Mediastinal and pleural lipomatosis as a manifestation of myotonic dystrophy type 1
Author(s) -
Josef Finsterer,
Fúlvio A. Scorza
Publication year - 2021
Publication title -
lung india
Language(s) - English
Resource type - Journals
SCImago Journal Rank - 0.457
H-Index - 25
eISSN - 0974-598X
pISSN - 0970-2113
DOI - 10.4103/lungindia.lungindia_25_21
Subject(s) - medicine , lipomatosis , gynecomastia , chest pain , cardiomyopathy , heart failure , asymptomatic , cardiology , surgery
Mediastinal and pleural lipomatosis is a rare but usually benign and asymptomatic disease.
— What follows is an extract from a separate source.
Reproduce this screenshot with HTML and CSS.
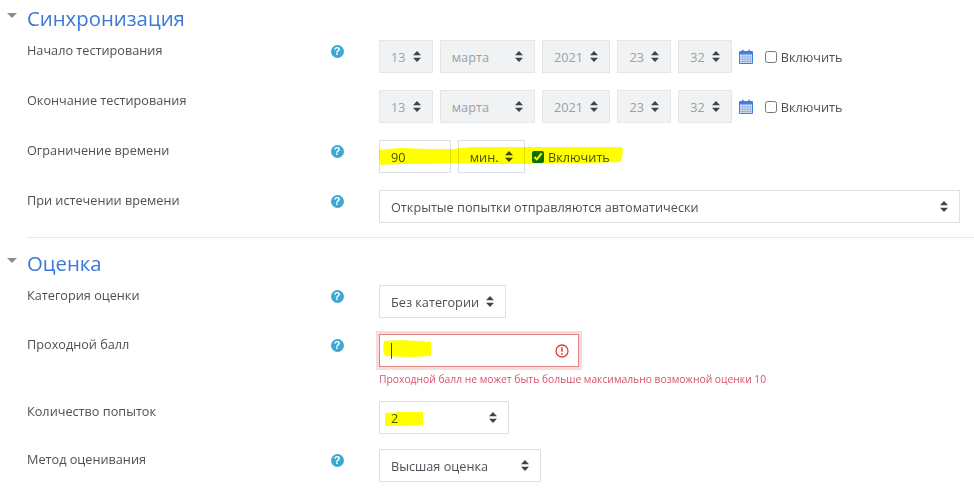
FILE: index.html
```html
<!DOCTYPE html>
<html lang="ru">
<head>
<meta charset="utf-8">
<title>Настройки теста</title>
<link rel="stylesheet" href="styles.css">
</head>
<body>
<main class="page">
  <section class="section first">
    <h2 class="head"><span class="caret"></span>Синхронизация</h2>
    <div class="rows timing">
      <div class="row">
        <label class="label">Начало тестирования</label>
        <span class="help">?</span>
        <div class="controls">
          <div class="sel off w-day"><span>13</span><svg class="arr" viewBox="0 0 8 11"><path d="M4 0 8 4.2H0zM4 11 0 6.8H8z"/></svg></div>
          <div class="sel off w-mon"><span>марта</span><svg class="arr" viewBox="0 0 8 11"><path d="M4 0 8 4.2H0zM4 11 0 6.8H8z"/></svg></div>
          <div class="sel off w-yr"><span>2021</span><svg class="arr" viewBox="0 0 8 11"><path d="M4 0 8 4.2H0zM4 11 0 6.8H8z"/></svg></div>
          <div class="sel off w-day"><span>23</span><svg class="arr" viewBox="0 0 8 11"><path d="M4 0 8 4.2H0zM4 11 0 6.8H8z"/></svg></div>
          <div class="sel off w-day"><span>32</span><svg class="arr" viewBox="0 0 8 11"><path d="M4 0 8 4.2H0zM4 11 0 6.8H8z"/></svg></div>
          <svg class="cal" viewBox="0 0 14 15"><path fill="#3f7fe0" d="M1 2h2V.8h1.6V2h4.8V.8H11V2h2a1 1 0 0 1 1 1v11a1 1 0 0 1-1 1H1a1 1 0 0 1-1-1V3a1 1 0 0 1 1-1z"/><path fill="#dbe6fa" d="M1 5.5h12V14H1z"/><path stroke="#7fa6ea" stroke-width=".7" d="M1 8h12M1 10.3h12M1 12.5h12M3.7 5.5V14M6.2 5.5V14M8.8 5.5V14M11.3 5.5V14"/></svg>
          <label class="check cal-check"><input type="checkbox"><span>Включить</span></label>
        </div>
      </div>
      <div class="row">
        <label class="label">Окончание тестирования</label>
        <span></span>
        <div class="controls">
          <div class="sel off w-day"><span>13</span><svg class="arr" viewBox="0 0 8 11"><path d="M4 0 8 4.2H0zM4 11 0 6.8H8z"/></svg></div>
          <div class="sel off w-mon"><span>марта</span><svg class="arr" viewBox="0 0 8 11"><path d="M4 0 8 4.2H0zM4 11 0 6.8H8z"/></svg></div>
          <div class="sel off w-yr"><span>2021</span><svg class="arr" viewBox="0 0 8 11"><path d="M4 0 8 4.2H0zM4 11 0 6.8H8z"/></svg></div>
          <div class="sel off w-day"><span>23</span><svg class="arr" viewBox="0 0 8 11"><path d="M4 0 8 4.2H0zM4 11 0 6.8H8z"/></svg></div>
          <div class="sel off w-day"><span>32</span><svg class="arr" viewBox="0 0 8 11"><path d="M4 0 8 4.2H0zM4 11 0 6.8H8z"/></svg></div>
          <svg class="cal" viewBox="0 0 14 15"><path fill="#3f7fe0" d="M1 2h2V.8h1.6V2h4.8V.8H11V2h2a1 1 0 0 1 1 1v11a1 1 0 0 1-1 1H1a1 1 0 0 1-1-1V3a1 1 0 0 1 1-1z"/><path fill="#dbe6fa" d="M1 5.5h12V14H1z"/><path stroke="#7fa6ea" stroke-width=".7" d="M1 8h12M1 10.3h12M1 12.5h12M3.7 5.5V14M6.2 5.5V14M8.8 5.5V14M11.3 5.5V14"/></svg>
          <label class="check cal-check"><input type="checkbox"><span>Включить</span></label>
        </div>
      </div>
      <div class="row">
        <label class="label">Ограничение времени</label>
        <span class="help">?</span>
        <div class="controls">
          <div class="sel w-num"><span>90</span></div>
          <div class="sel w-unit"><span>мин.</span><svg class="arr" viewBox="0 0 8 11"><path d="M4 0 8 4.2H0zM4 11 0 6.8H8z"/></svg></div>
          <label class="check"><input type="checkbox" checked><span>Включить</span></label>
        </div>
      </div>
      <div class="row">
        <label class="label">При истечении времени</label>
        <span class="help">?</span>
        <div class="controls">
          <div class="sel w-full"><span>Открытые попытки отправляются автоматически</span><svg class="arr" viewBox="0 0 8 11"><path d="M4 0 8 4.2H0zM4 11 0 6.8H8z"/></svg></div>
        </div>
      </div>
    </div>
  </section>

  <section class="section second">
    <h2 class="head"><span class="caret"></span>Оценка</h2>
    <div class="row row-cat">
      <label class="label">Категория оценки</label>
      <span class="help">?</span>
      <div class="controls">
        <div class="sel w-cat"><span>Без категории</span><svg class="arr" viewBox="0 0 8 11"><path d="M4 0 8 4.2H0zM4 11 0 6.8H8z"/></svg></div>
      </div>
    </div>
    <div class="row row-err">
      <label class="label">Проходной балл</label>
      <span class="help">?</span>
      <div class="controls stack">
        <div class="sel err"><span class="cursor"></span><svg class="err-icon" viewBox="0 0 14 14"><circle cx="7" cy="7" r="6" fill="none" stroke="#d9413f" stroke-width="1.3"/><path stroke="#d9413f" stroke-width="1.5" d="M7 3.2v4.6M7 9.2v1.5"/></svg></div>
        <div class="feedback">Проходной балл не может быть больше максимально возможной оценки 10</div>
      </div>
    </div>
    <div class="row row-att">
      <label class="label">Количество попыток</label>
      <span></span>
      <div class="controls">
        <div class="sel w-att"><span>2</span><svg class="arr" viewBox="0 0 8 11"><path d="M4 0 8 4.2H0zM4 11 0 6.8H8z"/></svg></div>
      </div>
    </div>
    <div class="row row-met">
      <label class="label">Метод оценивания</label>
      <span class="help">?</span>
      <div class="controls">
        <div class="sel w-met"><span>Высшая оценка</span><svg class="arr" viewBox="0 0 8 11"><path d="M4 0 8 4.2H0zM4 11 0 6.8H8z"/></svg></div>
      </div>
    </div>
  </section>

  <svg class="marker" viewBox="0 0 974 496" aria-hidden="true">
    <path fill="#ffff00" d="M379 150 400 148 430 149 452 149 470 147 500 147 530 147 570 147 622 147 623 152 621 162 590 163 560 163 530 164 490 164 450 163 430 164 400 164 380 165z"/>
    <path fill="#ffff00" d="M384 341 400 340 420 341 431 342 431 356 410 357 385 356 383 350z"/>
    <path fill="#ffff00" d="M385 413 400 412 423 412 423 425 400 426 385 426z"/>
  </svg>
</main>
</body>
</html>
```

FILE: styles.css
```css
* { box-sizing: border-box; }

html, body { margin: 0; background: #fff; }

body {
  font-family: "Open Sans", "Noto Sans", sans-serif;
  font-size: 12.7px;
  color: #4c5158;
  overflow: hidden;
}

.page {
  position: relative;
  width: 974px;
  height: 496px;
  filter: blur(0.4px);
}

.section { display: flex; flex-direction: column; }
.first { height: 238px; border-bottom: 1px solid #e6e8ea; margin-left: 27px; }
.first .row, .first .head { margin-left: -27px; }
.second { padding-top: 12px; }

.head {
  display: flex;
  align-items: center;
  height: 26px;
  margin: 5px 0 9px;
  padding-left: 27px;
  position: relative;
  font-size: 20.35px;
  font-weight: 400;
  line-height: 26px;
  color: #3b78d8;
}
.second .head { margin: 0 0 9px; }

.caret {
  position: absolute;
  left: 7px;
  top: 8px;
  border-left: 5.5px solid transparent;
  border-right: 5.5px solid transparent;
  border-top: 5.5px solid #8a8d90;
}

.rows { display: flex; flex-direction: column; gap: 17.1px; }

.row {
  display: grid;
  grid-template-columns: 303.5px 48.5px 1fr;
  padding-left: 27px;
  align-items: start;
}

.label { line-height: 21px; }

.help {
  width: 13px;
  height: 13px;
  margin-top: 5px;
  border-radius: 50%;
  background: #3ea8d2;
  color: #fff;
  font-family: "Liberation Sans", sans-serif;
  font-size: 11px;
  font-weight: 700;
  line-height: 13px;
  text-align: center;
}

.controls { display: flex; align-items: flex-start; gap: 7.3px; }
.stack { flex-direction: column; gap: 0; }

.sel {
  display: flex;
  align-items: center;
  justify-content: space-between;
  height: 33px;
  padding: 0 11px 0 11px;
  border: 1px solid #dde1e6;
  background: #fff;
  color: #4c5158;
  flex: none;
}

.off { background: #f0f2f4; color: #9a9fa6; border-color: #e4e7ea; }

.arr { width: 8px; height: 11px; fill: #3f444a; flex: none; }

.w-day { width: 53.5px; }
.w-mon { width: 95px; }
.w-yr { width: 68px; }
.w-num { width: 71.5px; }
.w-unit { width: 67px; }
.w-full { width: 581px; }
.w-cat { width: 127px; }
.w-att { width: 130px; }
.w-met { width: 162px; }

.cal { width: 14px; height: 15px; margin: 9px 0 0 0; flex: none; }

.check {
  display: flex;
  align-items: center;
  height: 33px;
  font-size: 12.7px;
  color: #4c5158;
  margin-left: 0;
  gap: 4px;
}
.cal-check { margin-left: 4.5px; }
.check input { width: 12px; height: 12px; margin: 0; accent-color: #0a6fc2; }

.row-cat { margin-top: 0; }
.row-err { margin-top: 16px; }
.row-att { margin-top: 0; }
.row-met { margin-top: 15px; }

.err {
  width: 200px;
  height: 33px;
  padding: 0 9px 0 11px;
  border: 1px solid #e08583;
  box-shadow: 0 0 0 3px #f8dcdb;
}

.cursor { width: 1px; height: 16px; background: #4c5158; }

.err-icon { width: 14px; height: 14px; flex: none; }

.feedback {
  height: 34px;
  padding-top: 4px;
  font-size: 10.3px;
  line-height: 16px;
  color: #d9536a;
  white-space: nowrap;
}

.marker {
  position: absolute;
  left: 0;
  top: 0;
  width: 974px;
  height: 496px;
  mix-blend-mode: multiply;
  pointer-events: none;
}
```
Mediastinal lipomatosis is associated with steroid use, obesity, hyperlipidemia, diabetes, or Cushing syndrome. In some cases, it becomes symptomatic manifesting with dyspnea, thoracic pain, coughing, dysphonia, dysphagia, supraventricular tachycardia, or persistent pneumonia. Mediastinal lipomatosis has not been reported in association with myotonic dystrophy type 1 (MD1). In a 65yo male with a long-term history of progressive muscle weakness, hyper-creatine-kinase-emia, bilateral cataract, sleep apnea syndrome, gynecomastia, hepatic steatosis, arterial hypertension, atrioventricular block 1, QTc prolongation, hyperlipidemia, hyperuricemia, and hepatopathy, MD1 was diagnosed upon the clinical presentation and a heterozygous CTG repeat expansion of 1200-1400 repeats in DMPK. Work-up for dyspnea and leg edema revealed heart failure and mediastinal and pleural lipomatosis. Upon standard treatment, heart failure resolved. In conclusion, mediastinal and pleural lipomatosis can be a rare manifestation of MD1 and can manifest with heart failure. In patients with mediastinal lipomatosis, MD1 should be excluded.